Tsavorite Suite photo image
This suite of tsavorites shows the typical range of colors possible. The ideal would be the center stone, which is not too light or dark. Photo: Wimon Manorotkul; Gem: Pala International

Tsavorite garnet generally looks best under daylight. Incandescent light makes it appear slightly more yellowish green.

In terms of clarity, tsavorite is relatively clean. Thus when buying one should expect eye-clean or near-eye-clean stones.

In the market, tsavorites are found in a variety of shapes and cutting styles.

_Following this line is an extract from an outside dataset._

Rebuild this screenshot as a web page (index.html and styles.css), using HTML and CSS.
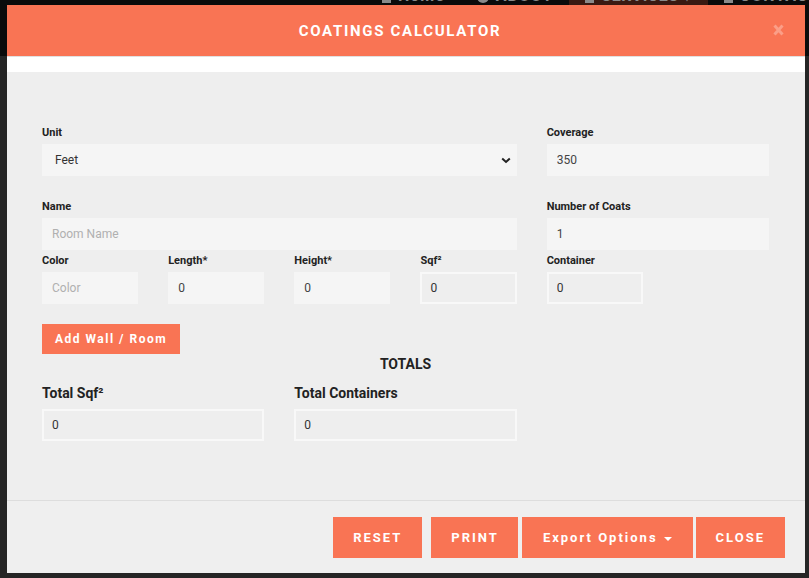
FILE: index.html
```html
<!DOCTYPE html>
<html lang="en">
<head>
<meta charset="utf-8">
<title>Coatings Calculator</title>
<link rel="stylesheet" href="styles.css">
</head>
<body>
<div class="site">
  <header class="site-nav">
    <ul class="nav-list">
      <li class="nav-item"><span class="nav-icon"></span>Home</li>
      <li class="nav-item"><span class="nav-icon round"></span>ABOUT</li>
      <li class="nav-item active"><span class="nav-icon"></span>SERVICES ▾</li>
      <li class="nav-item"><span class="nav-icon"></span>CONTACT</li>
    </ul>
  </header>
  <main class="site-body"></main>
</div>

<div class="modal">
  <div class="modal-header">
    <h4 class="modal-title">COATINGS CALCULATOR</h4>
    <button class="close" type="button" aria-label="Close">
      <svg width="11" height="12" viewBox="0 0 11 12"><path d="M1.5 1.5 L9.5 10.5 M9.5 1.5 L1.5 10.5" stroke="currentColor" stroke-width="3" fill="none"/></svg>
    </button>
  </div>
  <div class="modal-sep"></div>
  <div class="modal-body">
    <div class="row row-1">
      <div class="field span-8">
        <label>Unit</label>
        <div class="input select"><span>Feet</span>
          <svg class="chev" width="10" height="7" viewBox="0 0 10 7"><path d="M1.2 1.5 L5 5 L8.8 1.5" stroke="#222" stroke-width="2" fill="none"/></svg>
        </div>
      </div>
      <div class="field span-4">
        <label>Coverage</label>
        <input class="input" type="text" value="350">
      </div>
    </div>
    <div class="row row-2">
      <div class="field span-8">
        <label>Name</label>
        <input class="input" type="text" placeholder="Room Name">
      </div>
      <div class="field span-4">
        <label>Number of Coats</label>
        <input class="input" type="text" value="1">
      </div>
    </div>
    <div class="row row-3">
      <div class="field span-2">
        <label>Color</label>
        <input class="input" type="text" placeholder="Color">
      </div>
      <div class="field span-2">
        <label>Length*</label>
        <input class="input" type="text" value="0">
      </div>
      <div class="field span-2">
        <label>Height*</label>
        <input class="input" type="text" value="0">
      </div>
      <div class="field span-2">
        <label>Sqf²</label>
        <input class="input input-ro" type="text" value="0" readonly>
      </div>
      <div class="field span-2">
        <label>Container</label>
        <input class="input input-ro" type="text" value="0" readonly>
      </div>
    </div>
    <button class="btn-add" type="button">Add Wall / Room</button>
    <h5 class="totals-title">TOTALS</h5>
    <div class="row row-totals">
      <div class="field span-4">
        <label class="label-lg">Total Sqf²</label>
        <input class="input input-ro" type="text" value="0" readonly>
      </div>
      <div class="field span-4">
        <label class="label-lg">Total Containers</label>
        <input class="input input-ro" type="text" value="0" readonly>
      </div>
    </div>
  </div>
  <div class="modal-footer">
    <button class="btn" type="button">RESET</button>
    <button class="btn btn-print" type="button">PRINT</button>
    <button class="btn btn-export" type="button">Export Options<span class="caret"></span></button>
    <button class="btn btn-close" type="button">CLOSE</button>
  </div>
</div>
</body>
</html>
```

FILE: styles.css
```css
* { box-sizing: border-box; }

html, body {
  margin: 0;
  height: 100%;
}

body {
  background: #252525;
  font-family: Roboto, "Liberation Sans", Arial, sans-serif;
  overflow: hidden;
}

/* ---------- page behind the modal ---------- */
.site-nav {
  height: 56px;
  background: #0b0b0b;
  overflow: hidden;
}

.nav-list {
  list-style: none;
  margin: -13px 0 0 0;
  padding: 0 0 0 366px;
  display: flex;
  align-items: flex-start;
  gap: 0;
}

.nav-item {
  display: flex;
  align-items: flex-start;
  gap: 7px;
  color: #8a8a8a;
  font-size: 16px;
  font-weight: 700;
  letter-spacing: 1px;
  line-height: 18px;
  height: 60px;
  padding: 0 16px;
  white-space: nowrap;
}

.nav-item.active {
  background: #3a1a12;
  letter-spacing: 0.5px;
}

.nav-icon {
  display: inline-block;
  width: 9px;
  height: 16px;
  background: #8a8a8a;
}

.nav-icon.round { border-radius: 50%; width: 12px; height: 12px; margin-top: 4px; }

.site-body { height: calc(100% - 56px); }

/* ---------- modal ---------- */
.modal {
  position: absolute;
  left: 7px;
  top: 5px;
  width: 798px;
  height: 568px;
  background: #eeeeee;
  display: flex;
  flex-direction: column;
}

.modal-header {
  height: 51px;
  flex: none;
  background: #f97454;
  display: flex;
  align-items: center;
  padding: 0 15px 0 20px;
}

.modal-title {
  flex: 1;
  margin: 0;
  text-align: center;
  color: #ffffff;
  font-size: 15px;
  font-weight: 700;
  letter-spacing: 1.7px;
  line-height: 20px;
}

.close {
  width: 17px;
  height: 12px;
  padding: 0;
  border: 0;
  background: transparent;
  color: rgba(255, 255, 255, 0.3);
  display: flex;
  align-items: flex-start;
  justify-content: flex-start;
  margin-bottom: 2px;
}

.modal-sep {
  flex: none;
  height: 16px;
  border-top: 1px solid #e0e0e0;
  background: #ffffff;
}

.modal-body {
  flex: 1;
  padding: 53px 36px 0 35px;
}

.row {
  display: grid;
  grid-template-columns: repeat(12, 1fr);
  column-gap: 30px;
}

.row-1 { margin-bottom: 23px; }
.row-2 { margin-bottom: 3px; }

.span-2 { grid-column: span 2; }
.span-4 { grid-column: span 4; }
.span-8 { grid-column: span 8; }

label {
  display: block;
  font-size: 11px;
  line-height: 15px;
  font-weight: 700;
  color: #222222;
  margin-bottom: 4px;
}

.input {
  display: block;
  width: 100%;
  height: 32px;
  margin: 0;
  border: 0;
  border-radius: 0;
  background: #f5f5f5;
  padding: 0 10px;
  font-family: Roboto, "Liberation Sans", Arial, sans-serif;
  font-size: 12px;
  color: #444444;
  outline: none;
}

.input::placeholder { color: #b0b0b0; }

.input-ro {
  background: #eeeeee;
  border: 2px solid #f8f8f8;
  padding: 0 8px;
  color: #333333;
}

.select {
  display: flex;
  align-items: center;
  justify-content: space-between;
  padding: 0 6px 0 13px;
  color: #333333;
}

.chev { display: block; }

.btn-add {
  display: block;
  margin-top: 20px;
  height: 30px;
  padding: 0 13px;
  border: 0;
  border-radius: 0;
  background: #f97454;
  color: #ffffff;
  font-family: Roboto, "Liberation Sans", Arial, sans-serif;
  font-size: 12px;
  font-weight: 700;
  letter-spacing: 1.5px;
}

.totals-title {
  margin: 0;
  text-align: center;
  font-size: 14px;
  line-height: 20px;
  font-weight: 700;
  color: #222222;
}

.row-totals { margin-top: 9px; }

.label-lg {
  font-size: 14px;
  line-height: 20px;
  margin-bottom: 6px;
}

/* ---------- footer ---------- */
.modal-footer {
  flex: none;
  height: 73px;
  border-top: 1px solid #dddddd;
  background: #efefef;
  display: flex;
  justify-content: flex-end;
  align-items: flex-start;
  padding: 16px 20px 0;
}

.btn {
  height: 41px;
  padding: 0 20px;
  border: 0;
  border-radius: 0;
  background: #f97454;
  color: #ffffff;
  font-family: Roboto, "Liberation Sans", Arial, sans-serif;
  font-size: 13px;
  font-weight: 700;
  letter-spacing: 2px;
  display: flex;
  align-items: center;
  justify-content: center;
}

.btn-print { margin-left: 9px; padding: 0 19px 0 20px; }
.btn-export { margin-left: 4px; padding: 0 21px; }
.btn-close { margin-left: 3px; }

.caret {
  display: inline-block;
  width: 0;
  height: 0;
  margin-left: 6px;
  margin-top: 2px;
  border-top: 4px solid #ffffff;
  border-left: 4px solid transparent;
  border-right: 4px solid transparent;
}
```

Ovals and cushions are the most common, but rounds are also seen, as are other shapes, such as emerald cuts, trillions, etc. Cabochon-cut tsavorites are not often seen.

Tsavorite is among the most expensive of all garnets, with prices similar to those fetched by fine demantoid (the other green garnet). But like all gem materials, low-quality (i.e., non-gem quality) pieces may be available for a few dollars per carat. Such stones are generally not clean enough to facet. Prices for tsavorite vary greatly according to size and quality. At the top retail end, they may reach as much as US$8,000 per carat.

Stone Sizes
Tsavorite is rare in faceted stones above 7–8 cts. Fine tsavorites above 20 carats can be considered world-class pieces. Most stones tend to be less than 3 cts.

The original locality for tsavorite was Kenya’s Tsavo National Park, but today important deposits of gem tsavorite have also been found in Tanzania’s Lindi Province.

Tsavorite is one of the few colored gems that is not normally subject to any type of enhancement.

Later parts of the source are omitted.